_What to do_
Write out again, exactly as they appear, the lines from the line with "Reproduce this screenshot" through the line with "import React from". Do not include any pictures.
— start —
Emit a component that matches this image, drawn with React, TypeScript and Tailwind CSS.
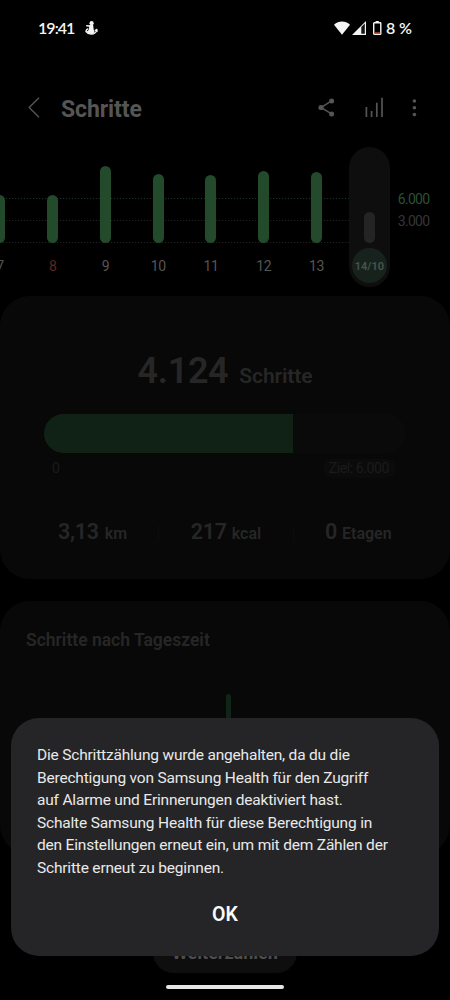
const days = [
  { label: "7", height: 47.5, tone: "text-[#555555]" },
  { label: "8", height: 48, tone: "text-[#5c2722]" },
  { label: "9", height: 76.5, tone: "text-[#555555]" },
  { label: "10", height: 68.5, tone: "text-[#555555]" },
  { label: "11", height: 68, tone: "text-[#555555]" },
  { label: "12", height: 71.7, tone: "text-[#555555]" },
  { label: "13", height: 70.2, tone: "text-[#555555]" },
];

const message = [
  "Die Schrittzählung wurde angehalten, da du die",
  "Berechtigung von Samsung Health für den Zugriff",
  "auf Alarme und Erinnerungen deaktiviert hast.",
  "Schalte Samsung Health für diese Berechtigung in",
  "den Einstellungen erneut ein, um mit dem Zählen der",
  "Schritte erneut zu beginnen.",
];

function StatusBar() {
  return (
    <div className="flex h-14 shrink-0 items-center pl-[38px] pr-[38px] text-[#f4f4f4]">
      <span className="w-[35px] whitespace-nowrap font-[Lato,sans-serif] text-[16px] font-semibold leading-5 tracking-[-0.95px]">19:41</span>
      <svg className="ml-3 h-[14px] w-[13px]" viewBox="0 0 13 14" fill="currentColor">
        <circle cx="6.6" cy="2.2" r="2.1" />
        <path d="M4.2 4.2 8.1 3.8 8.7 8.5 9.6 11 8 13 3 12.6 2 10.5 4 8.5Z" />
        <path d="M4.5 5 1.7 4.8M2.9 8C.8 8.6.7 10 2.2 11.1M1 10.6c2.3 3.2 8.8 3.8 10.9-1.4M10.3 9.3l1.4-.8.5 1.6" fill="none" stroke="currentColor" strokeWidth="1.4" strokeLinecap="round" />
      </svg>
      <svg className="ml-auto h-[14px] w-[16px]" viewBox="0 0 16 14" fill="currentColor">
        <path d="M0 3.7C4.6-.5 11.4-.5 16 3.7L8 13.7Z" />
      </svg>
      <svg className="ml-[2px] h-[14px] w-[14px]" viewBox="0 0 14 14">
        <path d="M0 14 14 0v14Z" fill="currentColor" />
        <path d="M9.3 6.1 12.8 2.6v10.1H9.3Z" fill="#161616" />
      </svg>
      <svg className="ml-[7px] h-[14px] w-[9px]" viewBox="0 0 9 14">
        <path d="M2.6 0h3.2v1.6H2.6z" fill="currentColor" />
        <rect x=".7" y="1.7" width="7.1" height="11.6" rx=".6" fill="none" stroke="currentColor" strokeWidth="1.4" />
        <path d="M1.2 11.3h6.1v1.4H1.2z" fill="#c9492f" />
      </svg>
      <span className="ml-[4px] w-[26px] whitespace-nowrap font-[Lato,sans-serif] text-[16px] font-semibold leading-5 tracking-[-0.1px]">8 %</span>
    </div>
  );
}

function Header() {
  return (
    <header className="flex h-[91px] shrink-0 pt-[38px] text-[#555555]">
      <svg className="ml-[28px] mt-[3px] h-[21px] w-[12px]" viewBox="0 0 12 21" fill="none" stroke="currentColor" strokeWidth="1.4">
        <path d="M11 .8 1.2 10.5 11 20.2" />
      </svg>
      <h1 className="ml-[21px] mt-px text-[23px] font-bold leading-[30px] tracking-[-0.1px]">Schritte</h1>
      <svg className="ml-auto mt-[4px] h-[19px] w-[17px]" viewBox="0 0 17 19" fill="currentColor">
        <path d="M13.5 2.9 3 9.5l10.5 6.4" fill="none" stroke="currentColor" strokeWidth="1.5" />
        <circle cx="13.6" cy="2.9" r="2.5" />
        <circle cx="3" cy="9.5" r="2.6" />
        <circle cx="13.6" cy="16" r="2.5" />
      </svg>
      <svg className="ml-[30px] mt-[3px] h-[21px] w-[19px]" viewBox="0 0 19 21" fill="none" stroke="currentColor" strokeWidth="1.7">
        <path d="M1.4 10v10M6.6 14v6M11.8 5.7V20M17 .7V20" />
      </svg>
      <svg className="ml-[28px] mr-[33px] mt-[5px] h-[19px] w-[5px]" viewBox="0 0 5 19" fill="currentColor">
        <circle cx="2.4" cy="2" r="1.8" />
        <circle cx="2.4" cy="8.8" r="1.8" />
        <circle cx="2.4" cy="15.6" r="1.8" />
      </svg>
    </header>
  );
}

function WeekChart() {
  return (
    <section className="relative flex h-[140px] shrink-0 overflow-hidden">
      <svg className="absolute left-0 top-0 h-[140px] w-[349px]" viewBox="0 0 349 140" fill="none" strokeWidth="1" strokeDasharray="1.2 1.8">
        <path d="M0 51.5H349" stroke="#1c3426" />
        <path d="M0 73.5H349M0 95.5H349" stroke="#222222" />
      </svg>
      <div className="relative -ml-[26.4px] flex shrink-0">
        {days.map((d) => (
          <div key={d.label} className="flex w-[52.75px] flex-col items-center">
            <div className="flex h-[95.5px] items-end">
              <div className="w-[11px] rounded-full bg-[#224a2b]" style={{ height: d.height }} />
            </div>
            <span className={`mt-[13.5px] text-[14px] leading-5 tracking-[-0.5px] ${d.tone}`}>{d.label}</span>
          </div>
        ))}
      </div>
      <div className="relative ml-[6px] flex w-[41px] shrink-0 flex-col items-center rounded-full bg-[#0e0e0e]">
        <div className="flex h-[95.5px] items-end">
          <div className="h-[30.5px] w-[11px] rounded-full bg-[#242424]" />
        </div>
        <div className="mt-[5.5px] flex size-[35px] items-center justify-center rounded-full bg-[#17221d] pt-[2px]">
          <span className="text-[11px] font-semibold leading-4 text-[#46564d]">14/10</span>
        </div>
      </div>
      <div className="ml-[8px] pt-[41px] text-[14px] leading-[22px] tracking-[-0.75px]">
        <div className="text-[#2b5135]">6.000</div>
        <div className="text-[#363636]">3.000</div>
      </div>
    </section>
  );
}

function StepsCard() {
  return (
    <section className="mt-[9px] flex h-[283px] shrink-0 flex-col rounded-[30px] bg-[#080808] px-[44px] text-[#262626]">
      <div className="mt-[52px] flex h-[46px] items-baseline justify-center whitespace-nowrap font-semibold leading-[46px]">
        <span className="text-[36px] tracking-[-0.35px]">4.124</span>
        <span className="ml-[11px] text-[21px] tracking-[-0.1px]">Schritte</span>
      </div>
      <div className="mt-[20px] h-[39px] w-[362px] overflow-hidden rounded-full bg-[#0a0a0a]">
        <div className="h-full w-[249px] bg-[#102116]" />
      </div>
      <div className="mt-[5px] flex h-[20px] items-center justify-between pl-[8px] pr-[10px] text-[14px] tracking-[-0.4px] text-[#1b1b1b]">
        <span>0</span>
        <span className="rounded-full bg-[#0b0b0b] pl-[6px] pr-[7px] leading-[19px]">Ziel: 6.000</span>
      </div>
      <div className="mt-[39px] flex items-center whitespace-nowrap font-semibold leading-[30px]">
        <div className="flex w-[114px] items-baseline pl-[14px]">
          <span className="text-[21.5px] tracking-[-0.3px]">3,13</span>
          <span className="ml-[6px] text-[16px]">km</span>
        </div>
        <div className="h-4 w-px bg-[#0c0c0c]" />
        <div className="flex w-[134px] items-baseline justify-center">
          <span className="text-[21.5px] tracking-[-0.3px]">217</span>
          <span className="ml-[5px] text-[16px]">kcal</span>
        </div>
        <div className="h-4 w-px bg-[#0c0c0c]" />
        <div className="flex items-baseline pl-[31px]">
          <span className="text-[21.5px] tracking-[-0.3px]">0</span>
          <span className="ml-[5px] text-[16px]">Etagen</span>
        </div>
      </div>
    </section>
  );
}

function DaytimeCard() {
  return (
    <section className="mt-[22px] flex h-[254px] shrink-0 flex-col rounded-[30px] bg-[#080808]">
      <h2 className="pl-[26px] pt-[27px] text-[17.5px] font-semibold leading-6 text-[#262626]">Schritte nach Tageszeit</h2>
      <div className="ml-[226px] mt-[42px] h-[120px] w-[5px] rounded-full bg-[#0f2517]" />
    </section>
  );
}

function Dialog() {
  return (
    <div role="dialog" className="absolute inset-x-[11px] top-[718px] flex h-[238px] flex-col rounded-[28px] bg-[#252527] px-[26px] pt-[26px]">
      <p className="whitespace-nowrap text-[15.5px] leading-[22.5px] tracking-[-0.19px] text-[#e9e9e9]">
        {message.map((line) => (
          <span key={line} className="block">{line}</span>
        ))}
      </p>
      <button className="mt-[21px] self-center text-[19.5px] font-semibold leading-[30px] text-[#fafafa]">OK</button>
    </div>
  );
}

export default function App() {
  return (
    <main className="relative flex h-[1000px] w-[450px] flex-col overflow-hidden bg-black font-[Roboto,sans-serif]">
      <StatusBar />
      <Header />
      <WeekChart />
      <StepsCard />
      <DaytimeCard />
      <button className="mt-[77px] h-[41px] w-[144px] shrink-0 self-center rounded-full bg-[#0e0e0e] text-[18px] font-bold leading-[41px] text-[#4e4e4e]">Weiterzählen</button>
      <div className="mt-[12px] h-[4px] w-[118px] shrink-0 self-center rounded-full bg-[#e6e6e6]" />
      <Dialog />
    </main>
  );
}
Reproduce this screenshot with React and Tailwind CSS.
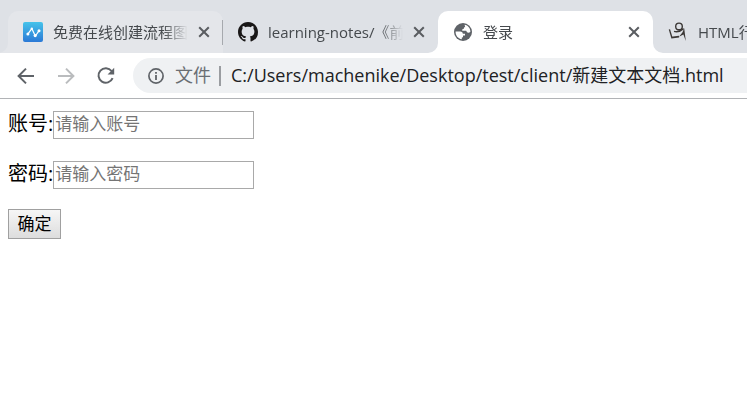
import React from "react";

function ChartLogo() {
  return (
    <svg className="size-5" viewBox="0 0 20 20" aria-hidden="true">
      <defs>
        <linearGradient id="chart-bg" x1="0" y1="0" x2="0" y2="1">
          <stop offset="0" stopColor="#45c3ea" />
          <stop offset="1" stopColor="#2b79d6" />
        </linearGradient>
      </defs>
      <rect width="20" height="20" rx="2" fill="url(#chart-bg)" />
      <path d="M4.8 12.2L8.8 6.6L12.3 14L16 8.8" fill="none" stroke="#fff" strokeWidth="1.2" strokeLinejoin="round" />
      <circle cx="4.9" cy="12" r="1.5" fill="#fff" />
      <circle cx="8.8" cy="6.7" r="1.2" fill="#fff" />
      <circle cx="12.2" cy="13.6" r="1.6" fill="#fff" />
      <circle cx="16" cy="8.8" r="1.5" fill="#fff" />
    </svg>
  );
}

function GithubLogo() {
  return (
    <svg className="size-5" viewBox="0 0 16 16" fill="#191717" aria-hidden="true">
      <path d="M8 0C3.58 0 0 3.58 0 8c0 3.54 2.29 6.53 5.47 7.59.4.07.55-.17.55-.38 0-.19-.01-.82-.01-1.49-2.01.37-2.53-.49-2.69-.94-.09-.23-.48-.94-.82-1.13-.28-.15-.68-.52-.01-.53.63-.01 1.08.58 1.23.82.72 1.21 1.87.87 2.33.66.07-.52.28-.87.51-1.07-1.78-.2-3.64-.89-3.64-3.95 0-.87.31-1.59.82-2.15-.08-.2-.36-1.02.08-2.12 0 0 .67-.21 2.2.82.64-.18 1.32-.27 2-.27s1.36.09 2 .27c1.53-1.04 2.2-.82 2.2-.82.44 1.1.16 1.92.08 2.12.51.56.82 1.27.82 2.15 0 3.07-1.87 3.75-3.65 3.95.29.25.54.73.54 1.48 0 1.07-.01 1.93-.01 2.2 0 .21.15.46.55.38A8.01 8.01 0 0 0 16 8c0-4.42-3.58-8-8-8z" />
    </svg>
  );
}

function GlobeLogo() {
  return (
    <svg className="size-5" viewBox="0 0 20 20" aria-hidden="true">
      <circle cx="10" cy="10" r="9" fill="#5f6368" />
      <path d="M11.6 2.8C15 3.4 17.4 6.2 17.4 9.8C16.4 10.8 15 11 14 10.2L13.2 8.8H9.2V7.4L11 6.6V5.2H12.2Z" fill="#fff" />
      <path d="M2.6 9.6H7.2C9 9.6 9.8 10.6 9.8 11.8H12V13.6H10V15.2L8.8 15.6V17.3C5 16.8 2.4 13.6 2.6 9.6Z" fill="#fff" />
    </svg>
  );
}

function FigureLogo() {
  return (
    <svg className="size-5" viewBox="0 0 20 20" fill="none" stroke="#3b3735" aria-hidden="true">
      <circle cx="11" cy="4.4" r="3.3" strokeWidth="1.4" />
      <path d="M1.4 7.4L3.8 15.4" strokeWidth="1.4" />
      <path d="M3.2 15.6L11 14.6" strokeWidth="1.8" />
      <path d="M6 9.4C9 10.2 12.4 9.4 15.6 6.6" strokeWidth="1.4" />
      <path d="M16.2 6.2L17.8 19L15.4 12.4L11 14.8L14.4 10.6Z" fill="#3b3735" stroke="none" />
    </svg>
  );
}

function CloseIcon() {
  return (
    <svg className="size-3" viewBox="0 0 12 12" fill="none" stroke="#5a5d61" strokeWidth="2" aria-hidden="true">
      <path d="M1.2 1.2L10.8 10.8M10.8 1.2L1.2 10.8" />
    </svg>
  );
}

function ArrowIcon({ className }) {
  return (
    <svg className={className} viewBox="0 0 18 18" fill="none" stroke="currentColor" strokeWidth="2" aria-hidden="true">
      <path d="M17 9H2M9 1.6L1.6 9L9 16.4" />
    </svg>
  );
}

function ReloadIcon() {
  return (
    <svg className="size-[18px]" viewBox="0 0 18 18" aria-hidden="true">
      <path d="M14.6 4A7.3 7.3 0 1 0 15.6 11.2" fill="none" stroke="#5f6368" strokeWidth="2" />
      <path d="M17.2 0.8V7.4H10.6Z" fill="#5f6368" />
    </svg>
  );
}

function InfoIcon() {
  return (
    <svg className="size-4 shrink-0" viewBox="0 0 16 16" aria-hidden="true">
      <circle cx="8" cy="8" r="7.1" fill="none" stroke="#5f6368" strokeWidth="1.7" />
      <path d="M7.1 7.1H8.9V12H7.1ZM7.1 4H8.9V5.8H7.1Z" fill="#5f6368" />
    </svg>
  );
}

function Flare({ className }) {
  return (
    <svg className={className} viewBox="0 0 10 10" fill="currentColor" aria-hidden="true">
      <path d="M10 0V10H0A10 10 0 0 0 10 0Z" />
    </svg>
  );
}

const tabs = [
  { title: "免费在线创建流程图", Logo: ChartLogo, state: "hover", divider: true },
  { title: "learning-notes/《前端》", Logo: GithubLogo, state: "idle" },
  { title: "登录", Logo: GlobeLogo, state: "active" },
  { title: "HTML行内元素", Logo: FigureLogo, state: "idle" },
];

const tones = {
  hover: "bg-[#e4e6ea] text-[#e4e6ea]",
  idle: "text-[#dee1e6]",
  active: "bg-white text-white",
};

function Tab({ title, Logo, state, divider }) {
  return (
    <div className={`relative flex h-[42px] w-[215px] shrink-0 items-center rounded-t-[10px] pl-[15px] ${tones[state]}`}>
      {state !== "idle" && <Flare className="absolute bottom-0 -left-[10px] size-[10px]" />}
      {state === "active" && <Flare className="absolute bottom-0 -right-[10px] size-[10px] -scale-x-100" />}
      <Logo />
      <span className="ml-[10px] w-[135px] overflow-hidden text-[15px] leading-5 whitespace-nowrap text-[#45494d] [mask-image:linear-gradient(to_right,black_110px,transparent)]">
        {title}
      </span>
      <button type="button" aria-label="关闭" className="ml-[10px]">
        <CloseIcon />
      </button>
      {divider && <span className="absolute top-[9px] right-0 h-[25px] w-px bg-[#a6a9ae]" />}
    </div>
  );
}

function Field({ id, label, placeholder, type }) {
  return (
    <div className="flex items-center">
      <label htmlFor={id} className="pb-0.5 text-[20px] leading-[26px]">
        {label}:
      </label>
      <input
        id={id}
        type={type}
        placeholder={placeholder}
        className="h-7 w-[201px] border border-[#a9a9a9] bg-white px-px pb-1 text-[17px] leading-6 placeholder:text-[#757575]"
      />
    </div>
  );
}

export default function App() {
  return (
    <div className="min-h-screen overflow-hidden bg-white font-['Open_Sans','Noto_Sans_CJK_SC',sans-serif] text-black">
      <nav aria-label="标签页" className="flex overflow-hidden bg-[#dee1e6] pt-[11px] pl-2">
        {tabs.map((tab) => (
          <Tab key={tab.title} {...tab} />
        ))}
      </nav>

      <header className="flex h-[46px] items-center border-b border-[#b1b3b6] pl-[17px]">
        <button type="button" aria-label="后退" className="text-[#5f6368]">
          <ArrowIcon className="size-[18px]" />
        </button>
        <button type="button" aria-label="前进" disabled className="ml-[22px] text-[#babcbe]">
          <ArrowIcon className="size-[18px] -scale-x-100" />
        </button>
        <button type="button" aria-label="重新加载" className="ml-[22px]">
          <ReloadIcon />
        </button>
        <div className="ml-[18px] flex h-[35px] flex-1 items-center rounded-l-full bg-[#eff1f3] pl-[15px] text-[18px] leading-6 whitespace-nowrap">
          <InfoIcon />
          <span className="ml-[11px] pb-0.5 text-[#6a6e73]">文件</span>
          <span className="ml-2 h-5 w-0.5 bg-[#9a9da1]" />
          <span className="ml-[10px] pb-0.5 text-[#202124]">C:/Users/machenike/Desktop/test/client/新建文本文档.html</span>
        </div>
      </header>

      <form className="flex flex-col items-start gap-5 px-2 pt-3" onSubmit={(e) => e.preventDefault()}>
        <div className="flex flex-col gap-[22px]">
          <Field id="account" label="账号" placeholder="请输入账号" type="text" />
          <Field id="password" label="密码" placeholder="请输入密码" type="password" />
        </div>
        <button
          type="submit"
          className="h-[30px] w-[53px] border border-[#a0a0a0] bg-linear-to-b from-[#f6f6f6] to-[#dddddd] text-[17px] leading-6"
        >
          确定
        </button>
      </form>
    </div>
  );
}
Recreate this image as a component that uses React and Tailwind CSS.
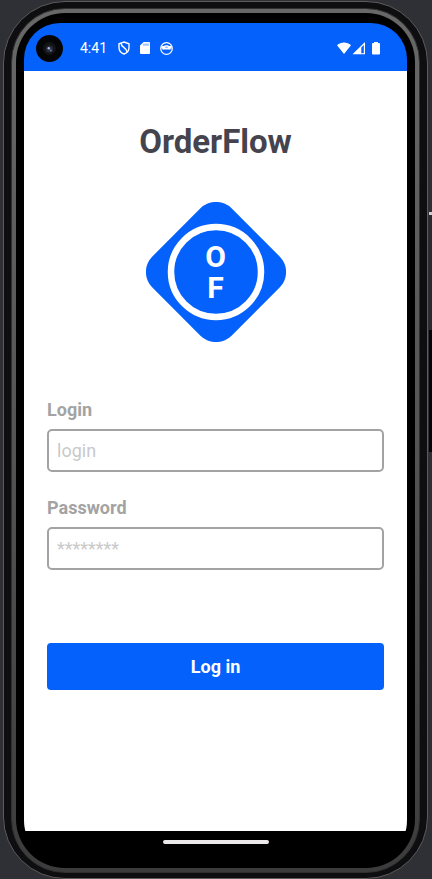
function ShieldIcon() {
  return (
    <svg width="12" height="14" viewBox="0 0 12 14" fill="none" stroke="white" strokeWidth="1.4" aria-hidden="true">
      <path d="M6 1 L11 2.8 V6.5 C11 9.6 8.9 12 6 13 C3.1 12 1 9.6 1 6.5 V2.8 Z" />
      <path d="M3.2 2.2 C2.8 6.6 8.6 6 9 11" />
    </svg>
  );
}

function SdCardIcon() {
  return (
    <svg width="10" height="12" viewBox="0 0 10 12" aria-hidden="true">
      <path d="M3.6 0 H9 A1 1 0 0 1 10 1 V11 A1 1 0 0 1 9 12 H1 A1 1 0 0 1 0 11 V3.6 Z" fill="white" />
      <path d="M4 1.5 V3.8 M6 1.5 V3.8 M8 1.5 V3.8" stroke="#0561fc" strokeWidth="0.7" />
    </svg>
  );
}

function FaceIcon() {
  return (
    <svg width="13" height="13" viewBox="0 0 13 13" aria-hidden="true">
      <circle cx="6.5" cy="6.5" r="5.8" fill="none" stroke="white" strokeWidth="1.2" />
      <path d="M1.4 3.6 C3.5 4.4 4.6 3.6 5.2 3.2 H7.8 C8.4 3.6 9.5 4.4 11.6 3.6 V6.4 L10.4 6.8 V8 L9.2 7.4 H3.8 L2.6 8 V6.8 L1.4 6.4 Z" fill="white" />
      <path d="M5.2 5.2 H7.8" stroke="#0561fc" strokeWidth="0.6" />
    </svg>
  );
}

function StatusIcons() {
  return (
    <svg width="44" height="13" viewBox="0 0 44 13" fill="white" role="img" aria-label="Wi-Fi, signal and battery">
      <path d="M0 3.2 C4 -0.4 10 -0.4 14 3.2 L7 12 Z" />
      <path fillRule="evenodd" d="M28 0 V12.3 H15.5 Z M26.8 3 L24.3 5.6 V11.2 H26.8 Z" />
      <path d="M37 0 H41 V1 H42 A1 1 0 0 1 43 2 V11.6 A1 1 0 0 1 42 12.6 H36 A1 1 0 0 1 35 11.6 V2 A1 1 0 0 1 36 1 H37 Z" />
    </svg>
  );
}

function Camera() {
  return (
    <svg width="27" height="27" viewBox="0 0 27 27" aria-hidden="true">
      <circle cx="13.5" cy="13.5" r="13.5" fill="#050505" />
      <circle cx="13.5" cy="13.5" r="6.5" fill="#131417" />
      <circle cx="13.5" cy="14" r="3.6" fill="#282b3c" />
      <circle cx="12.8" cy="13.2" r="1.2" fill="#aab4d4" />
      <circle cx="14.8" cy="15.4" r="1" fill="#6f7ba6" />
    </svg>
  );
}

function Logo() {
  return (
    <div className="relative">
      <svg width="140" height="140" viewBox="0 0 140 140" aria-hidden="true">
        <rect x="14" y="14" width="112" height="112" rx="22" fill="#0561fc" transform="rotate(45 70 70)" />
        <circle cx="70" cy="70" r="45" fill="none" stroke="white" strokeWidth="6.5" />
      </svg>
      <div className="absolute inset-0 flex items-center justify-center text-center text-3xl leading-[31px] font-bold whitespace-pre-line text-white">
        {"O\nF"}
      </div>
    </div>
  );
}

function Field({ id, label, type, placeholder }) {
  return (
    <div className="flex flex-col gap-[7px]">
      <label htmlFor={id} className="text-lg leading-6 font-bold text-[#a3a3a3]">
        {label}
      </label>
      <input
        id={id}
        type={type}
        placeholder={placeholder}
        className="h-[43px] w-full rounded-[5px] border-2 border-[#a3a3a3] bg-white px-2 text-lg text-[#45444e] outline-none placeholder:text-[#c9c9c9]"
      />
    </div>
  );
}

export default function App() {
  return (
    <div className="relative flex min-h-screen flex-col bg-[#2f3035] pt-px pr-1 pl-[3px] font-['Roboto',sans-serif]">
      <div className="absolute top-[212px] right-0 h-[118px] w-[3px] border-t-[3px] border-[#d0d0d0] bg-[#2b2b2e]" />
      <div className="absolute top-[330px] right-0 h-[122px] w-[3px] bg-[#050507]" />
      <div className="relative flex flex-1 flex-col rounded-[62px] border border-[#5c5c5c] bg-[#0e0e10] px-[7px] pt-[6px] pb-[5px]">
        <div className="flex flex-1 flex-col rounded-[54px] border border-[#303030] bg-linear-to-b from-[#686868] via-[#545454] to-[#3c3c3c] p-1">
          <div className="flex flex-1 flex-col rounded-[49px] bg-black px-2 pt-[10px]">
            <div className="flex flex-1 flex-col overflow-hidden rounded-t-[36px] rounded-b-[48px]">
              <header className="flex h-12 items-center bg-[#0561fc] pt-0.5 pr-[26px] pl-3 text-white">
                <Camera />
                <span className="ml-[17px] text-sm">4:41</span>
                <div className="ml-[11px] flex items-center gap-[10px]">
                  <ShieldIcon />
                  <SdCardIcon />
                  <FaceIcon />
                </div>
                <div className="ml-auto">
                  <StatusIcons />
                </div>
              </header>
              <main className="flex flex-1 flex-col items-center bg-white px-[23px] pt-[51px]">
                <h1 className="text-[33px] leading-10 font-bold text-[#45444e]">OrderFlow</h1>
                <div className="mt-10">
                  <Logo />
                </div>
                <form className="mt-14 flex w-full flex-col gap-6">
                  <Field id="login" label="Login" type="text" placeholder="login" />
                  <Field id="password" label="Password" type="password" placeholder="********" />
                  <button
                    type="button"
                    className="mt-[49px] h-[47px] rounded-[4px] bg-[#0561fc] text-lg font-bold text-white"
                  >
                    Log in
                  </button>
                </form>
              </main>
              <footer className="flex h-[37px] justify-center bg-black pt-[9px]">
                <div className="h-1 w-[106px] rounded-full bg-[#eceaea]" />
              </footer>
            </div>
          </div>
        </div>
      </div>
    </div>
  );
}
— end —
_Task response_
Reproduce this screenshot with React and Tailwind CSS.
import React from "react";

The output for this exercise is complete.